Original version
GLOBUS Research Papers. 2020 (10)
Abstract
Recent scholarly literature on the EU’s development policy has argued that the Union is using its provision of development cooperation to advance its geo-strategic interests. This paper investigates whether there has been an equivalent rupture with the EU’s core normative commitment, namely to conduct a human rights-based approach to development. Contrary to the hypothesis of change, I find that continuity characterises the EU’s mandate for a new partnership with the Africa, Caribbean and Pacific group of states.

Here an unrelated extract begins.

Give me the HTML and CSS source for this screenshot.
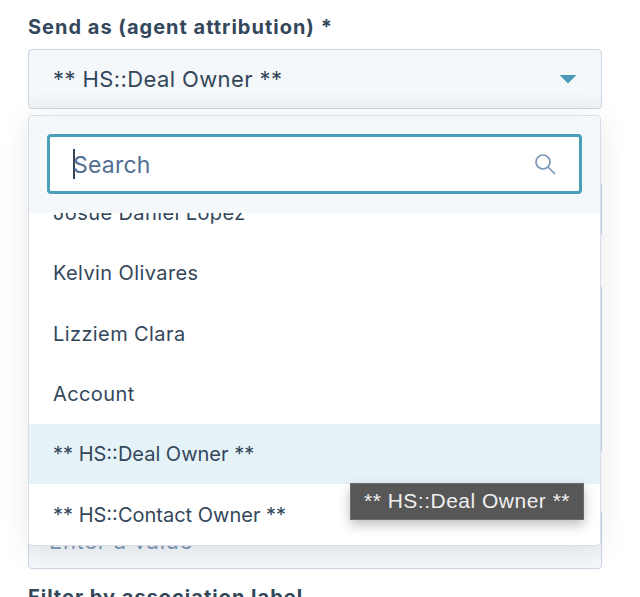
FILE: index.html
```html
<!DOCTYPE html>
<html lang="en">
<head>
<meta charset="utf-8">
<title>Send as</title>
<link rel="stylesheet" href="styles.css">
</head>
<body>
<main class="form">
  <div class="field">
    <label class="label">Send as (agent attribution) *</label>
    <div class="select">
      <span>** HS::Deal Owner **</span>
      <svg class="caret" width="18" height="10" viewBox="0 0 18 10"><path d="M0.5 1h17L9 9.5z" fill="#4a9cb6"/></svg>
    </div>
  </div>
  <div class="under">
    <div class="under-box short"></div>
    <div class="under-box tall"></div>
    <div class="under-box value"><span class="placeholder">Enter a value</span></div>
  </div>
  <label class="label last">Filter by association label</label>
</main>

<div class="dropdown">
  <div class="search-wrap">
    <div class="search">
      <span class="cursor"></span>
      <span class="search-text">Search</span>
      <svg class="search-icon" width="24" height="24" viewBox="0 0 24 24" fill="none" stroke="#7c98b6" stroke-width="1.7"><circle cx="10" cy="10" r="7"/><path d="M15 15l7 7"/></svg>
    </div>
  </div>
  <ul class="list">
    <li class="item">Josue Daniel Lopez</li>
    <li class="item">Kelvin Olivares</li>
    <li class="item">Lizziem Clara</li>
    <li class="item">Account</li>
    <li class="item owner active">** HS::Deal Owner **</li>
    <li class="item owner">** HS::Contact Owner **</li>
  </ul>
</div>
<div class="tooltip">** HS::Deal Owner **</div>
</body>
</html>
```
FILE: styles.css
```css
* { box-sizing: border-box; }
html, body { margin: 0; height: 597px; overflow: hidden; background: #fff; }
body { position: relative; font-family: "Inter", "Open Sans", sans-serif; color: #33475b; }
.form { padding: 14px 38px 0 28px; display: flex; flex-direction: column; }
.label { display: block; font-weight: 700; font-size: 20px; line-height: 26px; letter-spacing: 1px; color: #33475b; }
.select { margin-top: 9px; height: 60px; display: flex; align-items: center; justify-content: space-between; padding: 0 24px; background: linear-gradient(#f5f8fa 70%, #eff2f5); border: 1px solid #cbd6e2; border-radius: 4px; font-size: 22px; letter-spacing: 0.4px; }
.under { margin-top: 72px; display: flex; flex-direction: column; }
.under-box { background: linear-gradient(#eceef1, #f5f8fa); border: 1px solid #cbd6e2; border-radius: 4px; }
.short { height: 56px; }
.tall { height: 170px; margin-top: 47px; }
.value { height: 60px; margin-top: 55px; padding: 4px 20px 0; display: flex; align-items: center; }
.placeholder { color: #7c98b6; font-size: 22px; letter-spacing: 0.7px; }
.last { margin-top: 15px; }
.dropdown { position: absolute; left: 28px; top: 115px; width: 573px; height: 431px; background: #fff; border: 1px solid #d5dee8; border-radius: 4px; box-shadow: 0 4px 30px rgba(0,0,0,0.09); overflow: hidden; }
.search-wrap { height: 97px; padding: 18px 18px 0; background: #f5f8fa; position: relative; z-index: 1; }
.search { height: 60px; display: flex; align-items: center; background: #fff; border: 3px solid #4a9fba; border-radius: 4px; padding: 0 22px 0 23px; position: relative; }
.cursor { width: 2px; height: 30px; background: #33475b; margin-right: -2px; }
.search-text { font-size: 23px; line-height: 30px; padding-top: 2px; color: #516f90; letter-spacing: 0.2px; flex: 1; }
.list { list-style: none; margin: -30px 0 0; padding: 0; }
.item { height: 60.3px; padding: 0 24px; display: flex; align-items: center; font-size: 20px; letter-spacing: 0.4px; color: #33475b; }
.owner { letter-spacing: 0; }
.active { background: #e5f3f9; }
.tooltip { position: absolute; left: 350px; top: 483px; width: 234px; height: 37px; padding-bottom: 2px; background: #575757; border: 1px solid #6c6c6c; color: #f0f0f0; font-family: "Liberation Sans", sans-serif; font-size: 21px; letter-spacing: 0.5px; display: flex; align-items: center; justify-content: center; box-shadow: 0 5px 12px rgba(0,0,0,0.25); }
```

In fact, the EU’s commitment to a rights-based approach to development shaped the EU’s negotiating directives for a post-Cotonou agreement. In particular, the EU sought to make sure that human rights commitments in the self-standing EPA trade agreements were not lost, as these relied on references to the Cotonou-acquis. However, drawing on a concept of justice as impartiality, I also find that there are ambiguities to the EU’s rights-based approach. I find that national executives’ delegated authority to initiate and conduct dispute settlement on violations of the Cotonou-acquis comes at the cost of promoting individuals’ and civil society’s right to autonomy. Arguably, the EU’s political conditionality policy prioritises support to dutybearers (states) to uphold their obligations over the empowerment of rights-holders (individuals) to claim their rights.